The input is given from Standard Input in the following format:

N
a1 b1
a2 b2
:
aN−1 bN−1

Output

Print N lines. The i-th line should contain the answer to the problem where K=i, modulo 924844033.

 

大意：从一棵树中选择$k$个点，记$f(S)$为最小的包括点集$S$的联通子图，求每个$k$的$\sum F(S)$。

思路{

　　直接做比较麻烦。
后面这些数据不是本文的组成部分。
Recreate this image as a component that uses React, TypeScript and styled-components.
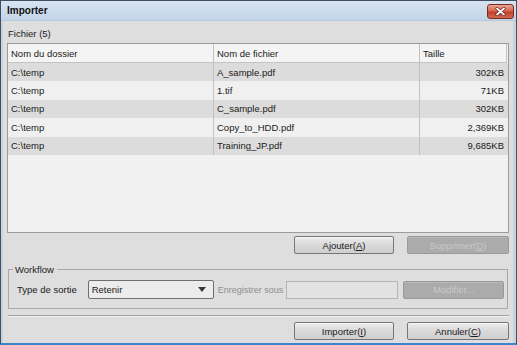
import React from "react";
import styled, { createGlobalStyle } from "styled-components";

const Global = createGlobalStyle`
  html, body { margin: 0; padding: 0; background: #dcdcdc; }
  body { font-family: "Liberation Sans", Arial, sans-serif; font-size: 9.5px; color: #1a1a1a; }
  * { box-sizing: border-box; }
`;

const Window = styled.div`
  width: 517px;
  height: 345px;
  display: flex;
  flex-direction: column;
  background: #dedede;
  border: 1px solid #3d4f63;
  border-bottom: 2px solid #3a86c8;
  box-shadow: inset 2px 0 0 #c7d3df, inset -3px 0 0 #c7d3df;
`;

const TitleBar = styled.div`
  height: 20px;
  display: flex;
  align-items: center;
  justify-content: space-between;
  padding: 0 2px 0 6px;
  background: linear-gradient(#d6e3f1, #c3d5e9);
  border-bottom: 1px solid #b9c8d8;
`;

const Title = styled.span`
  font-weight: bold;
  font-size: 10px;
  color: #111;
`;

const CloseBtn = styled.div`
  width: 27px;
  height: 15px;
  margin-top: 1px;
  border: 1px solid #7a2a20;
  border-radius: 3px;
  background: linear-gradient(#e8a596 0%, #d8664f 45%, #c0402c 55%, #d06a52 100%);
  display: flex;
  align-items: center;
  justify-content: center;
`;

const Body = styled.div`
  flex: 1;
  display: flex;
  flex-direction: column;
  padding: 0 7px 0 6px;
`;

const SectionLabel = styled.div`
  height: 22px;
  display: flex;
  align-items: center;
  padding-top: 2px;
  padding-left: 1px;
`;

const Table = styled.div`
  height: 190px;
  border: 1px solid #9c9c9c;
  background: #f1f1f1;
  display: flex;
  flex-direction: column;
`;

const Row = styled.div<{ $header?: boolean; $alt?: boolean }>`
  display: grid;
  grid-template-columns: 206px 206px 1fr;
  height: ${(p) => (p.$header ? "19px" : "18.4px")};
  background: ${(p) => (p.$header ? "#f4f4f4" : p.$alt ? "#f0f0f0" : "#dcdcdc")};
  border-bottom: ${(p) => (p.$header ? "1px solid #c4c4c4" : "none")};
  margin-right: ${(p) => (p.$header ? "1px" : "0")};
  border-right: ${(p) => (p.$header ? "1px solid #c4c4c4" : "none")};
`;

const Cell = styled.div<{ $right?: boolean; $last?: boolean }>`
  display: flex;
  align-items: center;
  justify-content: ${(p) => (p.$right ? "flex-end" : "flex-start")};
  padding: 0 4px 0 3px;
  border-right: ${(p) => (p.$last ? "none" : "1px solid #c2c2c2")};
  white-space: nowrap;
  overflow: hidden;
`;

const ButtonRow = styled.div<{ $top: number }>`
  display: flex;
  justify-content: flex-end;
  gap: 13px;
  margin-top: ${(p) => p.$top}px;
`;

const Button = styled.div<{ $disabled?: boolean; $w?: number }>`
  width: ${(p) => p.$w ?? 100}px;
  height: 18px;
  flex: none;
  display: flex;
  align-items: center;
  justify-content: center;
  border: 1px solid ${(p) => (p.$disabled ? "#9a9a9a" : "#767676")};
  border-radius: 2px;
  background: ${(p) =>
    p.$disabled ? "#ababab" : "linear-gradient(#ececec, #d9d9d9 50%, #cfcfcf)"};
  color: ${(p) => (p.$disabled ? "#c9c9c9" : "#1a1a1a")};
  box-shadow: ${(p) => (p.$disabled ? "inset 0 1px 0 #b8b8b8" : "inset 0 1px 0 #f8f8f8")};
`;

const Group = styled.fieldset`
  margin: 10px 1px 0 1px;
  padding: 5px 3px 0 8px;
  border: 1px solid #a8a8a8;
  border-radius: 0;
  height: 45px;
  display: flex;
  align-items: center;
`;

const Legend = styled.legend`
  padding: 0 3px 0 2px;
  margin-left: -4px;
  font-size: 9.5px;
  color: #1a1a1a;
`;

const GroupRow = styled.div`
  display: flex;
  align-items: center;
  width: 100%;
`;

const FieldLabel = styled.span<{ $disabled?: boolean; $small?: boolean }>`
  color: ${(p) => (p.$disabled ? "#8e8e8e" : "#1a1a1a")};
  font-size: ${(p) => (p.$small ? "9px" : "9.5px")};
  white-space: nowrap;
`;

const Select = styled.div`
  width: 126px;
  height: 19px;
  flex: none;
  margin-left: 11px;
  margin-right: 4px;
  border: 1px solid #6e6e6e;
  border-radius: 2px;
  background: #ececec;
  display: flex;
  align-items: center;
  justify-content: space-between;
  padding: 0 7px 0 3px;
`;

const Arrow = styled.div`
  width: 0;
  height: 0;
  border-left: 4px solid transparent;
  border-right: 4px solid transparent;
  border-top: 5px solid #3a3a3a;
`;

const TextInput = styled.div`
  flex: 1;
  height: 18px;
  margin-left: 3px;
  margin-right: 5px;
  border: 1px solid #b5b5b5;
  background: #e2e2e2;
`;

const Separator = styled.div`
  margin-top: 6px;
  height: 2px;
  border-top: 1px solid #a3a3a3;
  border-bottom: 1px solid #f2f2f2;
  margin-left: 1px;
`;

const U = styled.span`
  text-decoration: underline;
`;

const rows = [
  ["C:\\temp", "A_sample.pdf", "302KB"],
  ["C:\\temp", "1.tif", "71KB"],
  ["C:\\temp", "C_sample.pdf", "302KB"],
  ["C:\\temp", "Copy_to_HDD.pdf", "2,369KB"],
  ["C:\\temp", "Training_JP.pdf", "9,685KB"],
];

export default function App() {
  return (
    <>
      <Global />
      <Window>
        <TitleBar>
          <Title>Importer</Title>
          <CloseBtn>
            <svg width="11" height="9" viewBox="0 0 11 9">
              <path d="M2 1.5 L9 7.5 M9 1.5 L2 7.5" stroke="#5a1a12" strokeWidth="3" strokeLinecap="round" />
              <path d="M2 1.5 L9 7.5 M9 1.5 L2 7.5" stroke="#ffffff" strokeWidth="1.8" strokeLinecap="round" />
            </svg>
          </CloseBtn>
        </TitleBar>
        <Body>
          <SectionLabel>Fichier (5)</SectionLabel>
          <Table>
            <Row $header>
              <Cell>Nom du dossier</Cell>
              <Cell>Nom de fichier</Cell>
              <Cell $last>Taille</Cell>
            </Row>
            {rows.map((r, i) => (
              <Row key={i} $alt={i % 2 === 1}>
                <Cell>{r[0]}</Cell>
                <Cell>{r[1]}</Cell>
                <Cell $right $last>{r[2]}</Cell>
              </Row>
            ))}
          </Table>
          <ButtonRow $top={3}>
            <Button>
              Ajouter(<U>A</U>)
            </Button>
            <Button $disabled $w={102}>
              Supprimer(<U>D</U>)
            </Button>
          </ButtonRow>
          <Group>
            <Legend>Workflow</Legend>
            <GroupRow>
              <FieldLabel>Type de sortie</FieldLabel>
              <Select>
                <span>Retenir</span>
                <Arrow />
              </Select>
              <FieldLabel $disabled $small>Enregistrer sous</FieldLabel>
              <TextInput />
              <Button $disabled $w={101}>
                Modifier...
              </Button>
            </GroupRow>
          </Group>
          <Separator />
          <ButtonRow $top={5}>
            <Button>
              Importer(<U>I</U>)
            </Button>
            <Button $w={102}>
              Annuler(<U>C</U>)
            </Button>
          </ButtonRow>
        </Body>
      </Window>
    </>
  );
}
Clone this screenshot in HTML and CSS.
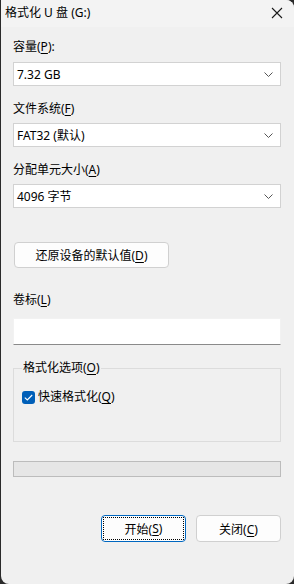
FILE: index.html
```html
<!DOCTYPE html>
<html lang="zh-CN">
<head>
    <meta charset="UTF-8">
    <meta name="viewport" content="width=device-width, initial-scale=1.0">
    <title>格式化 U 盘 (G:)</title>
    <link rel="stylesheet" href="styles.css">
</head>
<body>
    <div class="window">
        <div class="titlebar">
            <span class="title">格式化 U 盘 (G:)</span>
            <svg class="close" width="12" height="12" viewBox="0 0 12 12">
                <path d="M1 1 L11 11 M11 1 L1 11" stroke="#1a1a1a" stroke-width="1.1" fill="none"/>
            </svg>
        </div>
        <div class="content">
            <div class="label first">容量(<u>P</u>):</div>
            <div class="combo">
                <span>7.32 GB</span>
                <svg class="chev" width="9" height="5" viewBox="0 0 9 5"><path d="M0.5 0.5 L4.5 4.5 L8.5 0.5" stroke="#555" fill="none"/></svg>
            </div>

            <div class="label">文件系统(<u>F</u>)</div>
            <div class="combo">
                <span>FAT32 (默认)</span>
                <svg class="chev" width="9" height="5" viewBox="0 0 9 5"><path d="M0.5 0.5 L4.5 4.5 L8.5 0.5" stroke="#555" fill="none"/></svg>
            </div>

            <div class="label">分配单元大小(<u>A</u>)</div>
            <div class="combo">
                <span>4096 字节</span>
                <svg class="chev" width="9" height="5" viewBox="0 0 9 5"><path d="M0.5 0.5 L4.5 4.5 L8.5 0.5" stroke="#555" fill="none"/></svg>
            </div>

            <button class="btn restore">还原设备的默认值(<u>D</u>)</button>

            <div class="label volume">卷标(<u>L</u>)</div>
            <div class="textbox"></div>

            <fieldset class="group">
                <legend>格式化选项(<u>O</u>)</legend>
                <div class="check-row">
                    <span class="checkbox">
                        <svg width="9" height="7" viewBox="0 0 9 7"><path d="M0.8 3.6 L3.3 6 L8.2 1" stroke="#fff" stroke-width="1.1" fill="none"/></svg>
                    </span>
                    <span>快速格式化(<u>Q</u>)</span>
                </div>
            </fieldset>

            <div class="progress"></div>

            <div class="actions">
                <button class="btn default"><span class="focus">开始(<u>S</u>)</span></button>
                <button class="btn">关闭(<u>C</u>)</button>
            </div>
        </div>
    </div>
</body>
</html>
```

FILE: styles.css
```css
html, body {
    margin: 0;
    padding: 0;
}
body {
    background: #2a2a2a;
    font-family: "Noto Sans", "Noto Sans CJK SC", sans-serif;
    font-size: 12px;
    color: #000;
}
u {
    text-decoration: underline;
    text-underline-offset: 2px;
}
.window {
    width: 293px;
    height: 584px;
    margin-left: 1px;
    background: #f0f0f0;
    border-radius: 0 8px 8px 8px;
    overflow: hidden;
}
.titlebar {
    height: 27px;
    background: #f3f3f3;
    display: flex;
    align-items: center;
    justify-content: space-between;
    padding: 0 11px 0 4px;
}
.title {
    line-height: 16px;
    margin-top: -1px;
}
.close {
    margin-top: -1px;
}
.content {
    padding: 0 13px 0 12px;
}
.label {
    line-height: 16px;
    margin-top: 15px;
}
.label.first {
    margin-top: 12px;
}
.combo {
    height: 24px;
    box-sizing: border-box;
    margin-top: 6px;
    background: #fff;
    border: 1px solid #d2d2d2;
    display: flex;
    align-items: center;
    justify-content: space-between;
    padding: 0 7px 0 3px;
}
.label.first + .combo {
    margin-top: 7px;
}
.btn {
    font-family: inherit;
    font-size: 12px;
    color: #000;
    background: #fdfdfd;
    border: 1px solid #d0d0d0;
    border-radius: 4px;
    height: 27px;
    width: 85px;
    padding: 0;
    box-sizing: border-box;
}
.btn.restore {
    display: block;
    width: 155px;
    height: 26px;
    margin: 34px 0 0 1px;
}
.label.volume {
    margin-top: 24px;
}
.textbox {
    height: 27px;
    box-sizing: border-box;
    margin-top: 10px;
    background: #fff;
    border: 1px solid #f2f2f2;
    border-bottom: 1px solid #8a8a8a;
}
.group {
    margin: 15px 0 0 0;
    padding: 13px 8px 0 8px;
    height: 82px;
    box-sizing: border-box;
    border: 1px solid #dcdcdc;
}
.group legend {
    padding: 0 1px;
    line-height: 16px;
}
.check-row {
    display: flex;
    align-items: center;
    gap: 3px;
    line-height: 16px;
}
.checkbox {
    width: 13px;
    height: 13px;
    border-radius: 3px;
    background: #005fb8;
    display: flex;
    align-items: center;
    justify-content: center;
}
.progress {
    margin-top: 19px;
    height: 16px;
    box-sizing: border-box;
    background: #e6e6e6;
    border: 1px solid #bcbcbc;
}
.actions {
    margin-top: 38px;
    display: flex;
    justify-content: flex-end;
    gap: 10px;
}
.btn.default {
    border-color: #0067c0;
    padding: 1px;
    display: flex;
}
.focus {
    flex: 1;
    border: 1px dotted #000;
    display: flex;
    align-items: center;
    justify-content: center;
}
```
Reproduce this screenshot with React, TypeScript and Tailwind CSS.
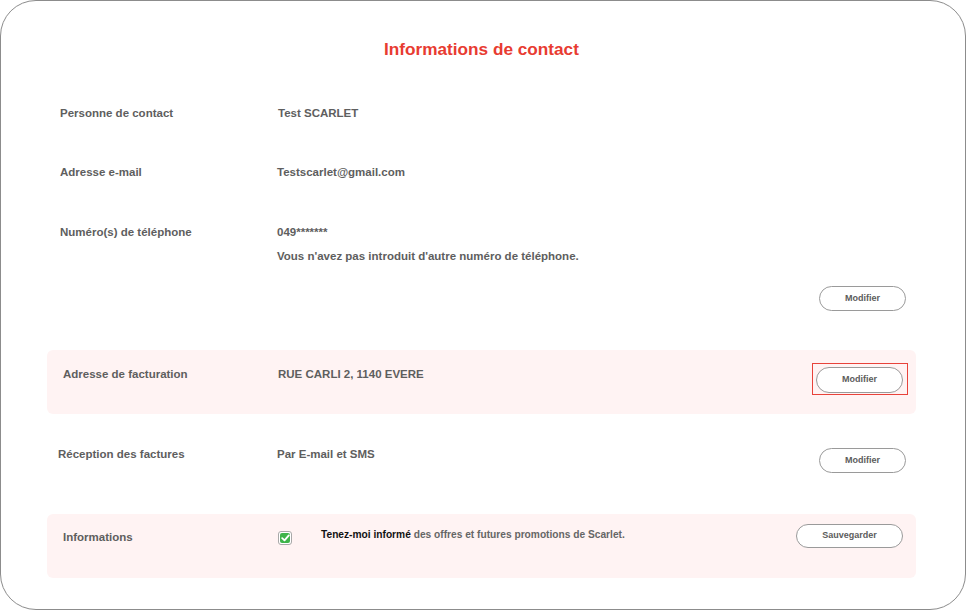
import React from "react";

const font = { fontFamily: '"Liberation Sans", Arial, sans-serif' };

function Btn({ children, w = "w-[87px]", h = "h-[25px]" }: { children: React.ReactNode; w?: string; h?: string }) {
  return (
    <button
      className={`${w} ${h} rounded-full border border-[#9a9a9a] bg-white text-[9px] font-bold text-[#5c5c5c] flex items-center justify-center`}
    >
      {children}
    </button>
  );
}

export default function App() {
  return (
    <div className="w-[967px] h-[611px] bg-white" style={font}>
      <div className="w-[966px] h-[610px] rounded-[36px] border border-[#8c8c8c] pt-[38px] pl-[46px] pr-[49px] flex flex-col">
        <h1 className="text-center text-[17.2px] leading-[20px] font-bold text-[#e83b31]">Informations de contact</h1>

        {/* Personne de contact */}
        <div className="mt-[46px] flex text-[11.5px] leading-[16px] font-bold text-[#5e5e5e]">
          <div className="w-[231px] pl-[13px]">Personne de contact</div>
          <div>Test SCARLET</div>
        </div>

        {/* Adresse e-mail */}
        <div className="mt-[43px] flex text-[11.5px] leading-[16px] font-bold text-[#5e5e5e]">
          <div className="w-[230px] pl-[13px]">Adresse e-mail</div>
          <div>Testscarlet@gmail.com</div>
        </div>

        {/* Téléphone */}
        <div className="mt-[44px] flex text-[11.5px] leading-[16px] font-bold text-[#5e5e5e]">
          <div className="w-[230px] pl-[13px]">Numéro(s) de téléphone</div>
          <div className="flex flex-col gap-[8px]">
            <div>049*******</div>
            <div>Vous n'avez pas introduit d'autre numéro de téléphone.</div>
          </div>
        </div>

        <div className="mt-[22px] flex justify-end pr-[10px]">
          <Btn>Modifier</Btn>
        </div>

        {/* Adresse de facturation */}
        <div className="mt-[39px] h-[64px] rounded-[6px] bg-[#fff3f3] flex items-start">
          <div className="pt-[16px] flex flex-1 text-[11.5px] leading-[16px] font-bold text-[#5e5e5e]">
            <div className="w-[231px] pl-[16px]">Adresse de facturation</div>
            <div>RUE CARLI 2, 1140 EVERE</div>
          </div>
          <div className="mt-[13px] mr-[8px] border border-[#e8423a] pt-[3px] pb-[1px] pl-[3px] pr-[4px]">
            <Btn h="h-[26px]">Modifier</Btn>
          </div>
        </div>

        {/* Réception des factures */}
        <div className="mt-[32px] flex items-start">
          <div className="flex flex-1 text-[11.5px] leading-[16px] font-bold text-[#5e5e5e]">
            <div className="w-[230px] pl-[11px]">Réception des factures</div>
            <div>Par E-mail et SMS</div>
          </div>
          <div className="mt-[2px] mr-[10px]">
            <Btn>Modifier</Btn>
          </div>
        </div>

        {/* Informations */}
        <div className="mt-[41px] h-[64px] rounded-[6px] bg-[#fff3f3] flex items-start">
          <div className="pt-[15px] flex flex-1 items-start text-[11.5px] leading-[16px] font-bold text-[#5e5e5e]">
            <div className="w-[231px] pl-[16px]">Informations</div>
            <div className="mt-[2px] w-[14px] h-[14px] rounded-[3px] border border-[#a8a8a8] bg-white p-[1px]">
              <div className="w-full h-full rounded-[2px] bg-[#3fb44a] flex items-center justify-center">
                <svg width="9" height="8" viewBox="0 0 9 8" fill="none">
                  <path d="M1.2 4.2 L3.5 6.3 L7.8 1.4" stroke="white" strokeWidth="1.8" strokeLinecap="round" strokeLinejoin="round" />
                </svg>
              </div>
            </div>
            <div className="ml-[29px] -mt-[2px] text-[10.2px]">
              <span className="text-[#111]">Tenez-moi informé</span>{" "}
              <span className="text-[#666] font-semibold">des offres et futures promotions de Scarlet.</span>
            </div>
          </div>
          <div className="mt-[10px] mr-[13px]">
            <Btn w="w-[107px]" h="h-[24px]">Sauvegarder</Btn>
          </div>
        </div>
      </div>
    </div>
  );
}
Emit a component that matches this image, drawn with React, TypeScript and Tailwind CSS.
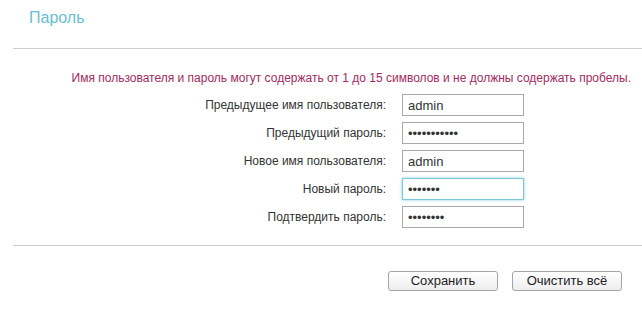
const rows = [
  { label: "Предыдущее имя пользователя:", value: "admin", type: "text" },
  { label: "Предыдущий пароль:", value: "12345678901", type: "password" },
  { label: "Новое имя пользователя:", value: "admin", type: "text" },
  { label: "Новый пароль:", value: "1234567", type: "password", focus: true },
  { label: "Подтвердить пароль:", value: "12345678", type: "password" },
];

export default function App() {
  return (
    <div className="w-[642px] h-[316px] bg-white overflow-hidden font-['Liberation_Sans',Arial,sans-serif] text-[#333]">
      {/* title */}
      <div className="h-[48px] pl-[29px] pt-[8px]">
        <h2 className="text-[16px] leading-[20px] text-[#67c0cf]">Пароль</h2>
      </div>
      <div className="ml-[13px] border-t border-[#cccccc]" />

      {/* hint */}
      <div className="flex justify-end pr-[11px] mt-[22px]">
        <p className="text-[12px] leading-[14px] text-[#a52a5e]">
          Имя пользователя и пароль могут содержать от 1 до 15 символов и не должны содержать пробелы.
        </p>
      </div>

      {/* form */}
      <div className="flex flex-col gap-[6px] mt-[9px]">
        {rows.map((r) => (
          <div key={r.label} className="flex items-center h-[22px]">
            <label className="w-[386px] text-right text-[12px] text-[#333]">{r.label}</label>
            <input
              type={r.type}
              defaultValue={r.value}
              readOnly
              className={
                r.focus
                  ? "ml-[16px] w-[122px] h-[22px] px-[5px] text-[13px] text-[#333] border border-[#7cc8d6] shadow-[0_0_3px_#8fd0dc] outline-none"
                  : "ml-[16px] w-[122px] h-[22px] px-[5px] text-[13px] text-[#333] border border-[#a9a9a9] outline-none"
              }
            />
          </div>
        ))}
      </div>

      <div className="ml-[13px] mt-[17px] border-t border-[#cccccc]" />

      {/* buttons */}
      <div className="flex justify-end gap-[14px] pr-[20px] mt-[25px]">
        <button className="w-[110px] h-[20px] rounded-[3px] border border-[#a5a5a5] bg-gradient-to-b from-white to-[#eeeeee] text-[13px] leading-[18px] text-[#222]">
          Сохранить
        </button>
        <button className="w-[110px] h-[20px] rounded-[3px] border border-[#a5a5a5] bg-gradient-to-b from-white to-[#eeeeee] text-[13px] leading-[18px] text-[#222]">
          Очистить всё
        </button>
      </div>
    </div>
  );
}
考虑计算点的贡献。

　　一个点$u$被算入联通子图当且仅当选出的$k$个点没有全部在它的子树内或者是子树外。

　　那么用总数减去不合法方案数贡献就是$C_n^k-\sum_{i=1}^{k}C_{a_i}^k$

　　（其中$a_i$为删除$u$后各个连通块的大小。

　　对于$k$来说把这些项单独提出来，在每一个组合数的前面都会有一个系数$p_i$
　　则$Ans_k=\sum_{i=k}^np_i*C_i^k=\dfrac{1}{k!}*\sum_{i=k}^{n}\dfrac{p_i*i!}{(i-k)!}$

　　把记录$p_i*i!$的数组设为$A$，记录$\dfrac{1}{(i-k)!}$数组翻转设为$B$；

　　不难发现变成了一个卷积的形式，由于还要取模，直接上$NTT$做多项式乘法就好了。

}

#include<bits/stdc++.h>
#define LL long long
#define RG register
#define il inline
#define N 400010
#define mod 924844033
using namespace std;
struct ed{int nxt,to;}e[N*2];
int head[N],tot,n,m,R[N*2],A[N*2],B[N*2],fac[N*2],_fac[N*2],sz[N];
void link(int u,int v){e[tot].nxt=head[u];e[tot].to=v;head[u]=tot++;}
void lnk(int u,int v){link(u,v),link(v,u);}
void dfs(int u,int faa){
  A[n]++;
  sz[u]=1;
  for(int i=head[u];i!=-1;i=e[i].nxt){
    int v=e[i].to;if(v==faa)continue;
    dfs(v,u);sz[u]+=sz[v];
    A[sz[v]]--;if(A[sz[v]]<0)A[sz[v]]+=mod;
  }
  A[n-sz[u]]--;if(A[n-sz[u]]<0)A[n-sz[u]]+=mod;  
}
int qp(int a,int b){
  if(!b)return 1;if(a==1)return a;
  int temp=qp(a,(b>>1));
  temp=1ll*temp*temp%mod;
  if(b&1)temp=1ll*temp*a%mod;
  return temp;
}
void NTT(int *a,int f){
  for(int i=0;i<n;++i)if(i<R[i])swap(a[i],a[R[i]]);
  for(int i=1;i<n;i<<=1){
    int gn=qp(5,(mod-1)/(i<<1));
    for(int j=0;j<n;j+=(i<<1)){
      int g=1;
      for(int k=0;k<i;++k,g=1ll*g*gn%mod){
	int x=a[j+k],y=1ll*g*a[j+k+i]%mod;
	a[j+k]=(x+y)%mod;
	a[j+k+i]=(x-y+mod)%mod;
      }
    }
  }
  if(f==-1){
    reverse(a+1,a+n);
    int _n=qp(n,mod-2);
    for(int i=0;i<n;++i)a[i]=1ll*a[i]*_n%mod;
  }
}
int main(){
  memset(head,-1,sizeof(head));
  scanf("%d",&n);for(int i=1;i<n;++i){int u,v;scanf("%d%d",&u,&v),lnk(u,v);}
  dfs(1,1);
  fac[1]=1;fac[0]=1;
  for(int i=2;i<=n;++i)fac[i]=1ll*fac[i-1]*i%mod,A[i]=1ll*A[i]*fac[i]%mod;
  _fac[n]=qp(fac[n],mod-2);for(int i=n;i;--i)_fac[i-1]=1ll*_fac[i]*i%mod;
  for(int i=1;i<=n;++i)B[i]=_fac[n-i];
  m=n;int L=0;
  for(n=1;n<=(m<<1);n<<=1)L++;
  for(int i=0;i<n;++i)R[i]=(R[i>>1]>>1)|((i&1)<<(L-1));
  NTT(A,1),NTT(B,1);
  for(int i=0;i<n;++i)A[i]=1ll*A[i]*B[i]%mod;
  NTT(A,-1);
  for(int i=1;i<=m;++i)printf("%d\n",1ll*A[m+i]*_fac[i]%mod);
  return 0;
}